Menulis Imam Ibnul Qayyim al-Jauzi di dalam kitabnya Ightsatu!Lahlan:
“Setengah dari pada tipu daya setan untuk memperdayakan orang Islam ialah helah, kecoh, dan tipu, mengandung maksud menghalalkan apa yang diharamkan Allah, dan meruntuhkan apa yang diwajibkan-Nya, dan menentang Allah dalam hal yang disuruh-Nya dan dilarang-Nya. Yaitu dari pendapat-pendapat pikiran yang batil, yang sepakat Salaf atas mencelanya. Ra'yi (pendapat pikiran) itu ada dua macam. Pertama, pendapat pikiran yang sesuai dengan nash-nash agama dan dapat dipertanggungjawabkan kebenaran dan perbandingannya. Ra'yi yang semacam itulah yang diakui oleh Salaf dan Ra'yi semacam itu pulalah yang mereka amalkan. Dan, macam Ra'yi yang kedua, yaitu Ra'yi yang menyalahi nash, yang dapat disaksikan kesalahannya dan kucar-kacirnya, Ra'yi semacam itulah yang dicela oleh Salaf dan tidak mereka terima. Helah pun dua macam pula. Pertama, helah atau ikhtiar bagaimana supaya perintah Allah dapat dilaksanakan dan apa yang Dia cegah dapat dihentikan, serta membebaskan diri daripada yang haram dan melepaskan dengan selamat hal yang besar daripada kezaliman yang menghambat kelancarannya dan mengeluarkan orang yang kena aniaya (mazlum) daripada kecaman tangan orang-orang yang aniaya dan sewenang-wenang. Ini adalah helah yang terpuji, dipelihara orang yang me-ngerjakannya dan mengajarkannya. Kedua, ialah helah ‘untuk melepaskan diri daripada kewajiban untuk menghalalkan barang yang haram, dan memutar balik yang teraniaya, agar dipandang bahwa dialah yang aniaya, dan sebaliknya. Yang benar supaya dianggap salah, yang salah supaya dianggap benar. Inilah yang sepakat seluruh Salaf mencelanya.

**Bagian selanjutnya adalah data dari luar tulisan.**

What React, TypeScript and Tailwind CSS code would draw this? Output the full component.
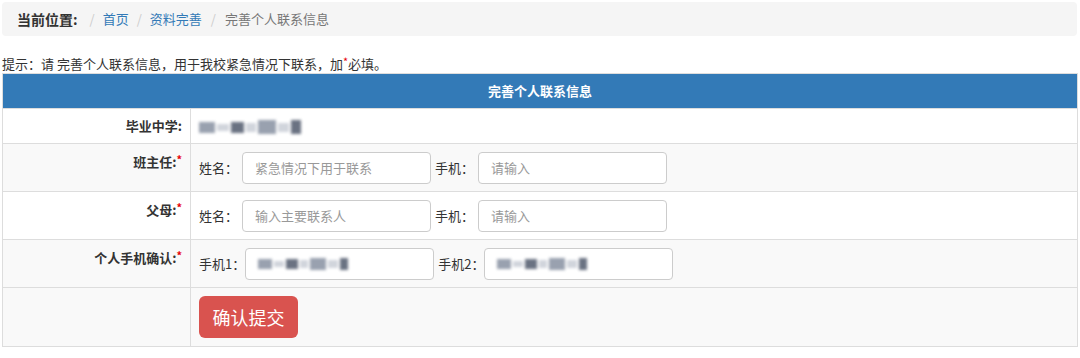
import React from "react";

const font = { fontFamily: '"Microsoft YaHei", "Noto Sans CJK SC", "Liberation Sans", sans-serif' };

function Blur({ scale = 1 }: { scale?: number }) {
  const blocks = [
    [14, 10, "bg-gray-400"],
    [10, 6, "bg-gray-300"],
    [12, 10, "bg-gray-500"],
    [8, 8, "bg-gray-300"],
    [16, 12, "bg-gray-400"],
    [10, 8, "bg-gray-300"],
    [8, 12, "bg-gray-500"],
  ] as const;
  return (
    <span className="inline-flex items-center gap-[2px] blur-[1.5px]">
      {blocks.map(([w, h, c], i) => (
        <span key={i} className={c} style={{ width: w * scale, height: h * scale }} />
      ))}
    </span>
  );
}

function Field({ label, placeholder, blurred }: { label: string; placeholder?: string; blurred?: boolean }) {
  return (
    <div className="flex items-center">
      <span className={blurred ? "text-[13px] text-[#333]" : "mr-[4px] text-[13px] text-[#333]"}>{label}</span>
      <div className="flex h-[32px] w-[189px] items-center rounded border border-[#ccc] bg-white px-[12px] text-[13px] text-[#999]">
        {blurred ? <Blur /> : placeholder}
      </div>
    </div>
  );
}

function Label({ text, req }: { text: string; req?: boolean }) {
  return (
    <td className="w-[188px] border border-[#ddd] px-[8px] pt-[8px] text-right align-top text-[13px] font-bold text-[#333]">
      {text}
      {req && <span className="relative -top-[3px] text-[11px] text-red-600">*</span>}
    </td>
  );
}

export default function App() {
  return (
    <div className="h-[358px] w-[1080px] bg-white" style={font}>
      <div className="mx-[2px] mt-[2px] flex h-[34px] w-[1075px] items-center rounded bg-[#f5f5f5] pl-[15px] text-[13px]">
        <span className="text-[14px] font-bold text-[#333]">当前位置:</span>
        <span className="ml-[12px] text-[#ccc]">/</span>
        <span className="ml-[8px] text-[#337ab7]">首页</span>
        <span className="mx-[8px] text-[#ccc]">/</span>
        <span className="text-[#337ab7]">资料完善</span>
        <span className="mx-[9px] text-[#ccc]">/</span>
        <span className="text-[#777]">完善个人联系信息</span>
      </div>
      <div className="mt-[19px] pl-[2px] text-[13px] leading-[17px] text-[#333]">
        提示：请 完善个人联系信息，用于我校紧急情况下联系，加<span className="relative -top-[3px] text-[11px] text-red-600">*</span>必填。
      </div>
      <table className="ml-[2px] w-[1076px] border-collapse">
        <tbody>
          <tr>
            <th colSpan={2} className="h-[35px] border border-[#ddd] bg-[#337ab7] text-center text-[13px] font-bold text-white">
              完善个人联系信息
            </th>
          </tr>
          <tr className="h-[35px] bg-white">
            <td className="w-[188px] border border-[#ddd] px-[8px] text-right align-middle text-[13px] font-bold text-[#333]">毕业中学:</td>
            <td className="border border-[#ddd] px-[8px]">
              <Blur scale={1.15} />
            </td>
          </tr>
          <tr className="h-[48px] bg-[#f9f9f9]">
            <Label text="班主任:" req />
            <td className="border border-[#ddd] px-[8px]">
              <div className="flex items-center gap-[4px]">
                <Field label="姓名：" placeholder="紧急情况下用于联系" />
                <Field label="手机：" placeholder="请输入" />
              </div>
            </td>
          </tr>
          <tr className="h-[48px] bg-white">
            <Label text="父母:" req />
            <td className="border border-[#ddd] px-[8px]">
              <div className="flex items-center gap-[4px]">
                <Field label="姓名：" placeholder="输入主要联系人" />
                <Field label="手机：" placeholder="请输入" />
              </div>
            </td>
          </tr>
          <tr className="h-[48px] bg-[#f9f9f9]">
            <Label text="个人手机确认:" req />
            <td className="border border-[#ddd] px-[8px]">
              <div className="flex items-center gap-[4px]">
                <Field label="手机1：" blurred />
                <Field label="手机2：" blurred />
              </div>
            </td>
          </tr>
          <tr className="h-[59px] bg-[#f9f9f9]">
            <td className="border border-[#ddd]" />
            <td className="border border-[#ddd] px-[8px]">
              <button className="h-[42px] w-[99px] rounded-md bg-[#d9534f] text-[18px] text-white">确认提交</button>
            </td>
          </tr>
        </tbody>
      </table>
    </div>
  );
}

Buat menentang helah jahat inilah mereka bersorak mencegahnya di atas permukaan bumi ini,"
Selanjutnya di halaman lain Ibnul Qayyim berkata Allah menceritakan di dalam Al-Qur'an tentang orang-orang Yahudi yang melanggar peraturan istirahat hari Sabtu itu yang mereka diubah Allah menjadi beruk karena mereka menghelah-helah untuk menghalalkan hal yang diharamkan Allah dengan memasang pukat dan jaring hari Jum'at petang lalu membangkitkannya pada hari Ahad pagi.
Dan, berkata setengah Imam, bahwasanya cerita ini adalah ancaman besar bagi orang-orang yang suka menghelah-helah dalam hal yang dilarang oleh syara', mengacau-balaukan fiqih, padahal mereka bekas ahli-ahli fiqih. Karena fiqih yang sejati adalah yang takut kepada Allah, dengan memelihara batas-batas yang telah ditentukan Allah dan menghormati larangan-Nya dan tidak mau melampauinya. Mereka menghelah itu tampaknya bukanlah mengubah hukum, tetapi memutar-mutar hukum. Pelanggar hari Sabtu di tepi pantai itu bukanlah memutar-mutar hukum itu karena mendustakan Nabi Musa a.s. atau karena kafir kepada Taurat, melainkan mejmutar-mutar berbelit-belit. Pada lahirnya mencukupi hukum, padahal dalam batinnya melanggar hukum. Itu sebabnya maka mereka diubah Allah menjadi monyet. Karena rupa monyet memang mendekati rupa manusia, sifat-sifatnya ada yang mirip padahal pada hakikatnya ada perbedaan.
Setelah orang-orang itu melanggar agama Allah dan yang mereka pegang bukan lagi hakikat agama, hanyalah pada kulit saja, bukan pada hakikatnya, dibalikkan Allah-lah rupa mereka menjadi monyet. Serupa perangai mereka dengan monyet padahal mereka manusia. Suatu balasan yang sangat setimpal. Sekian Ibnul Qayyim.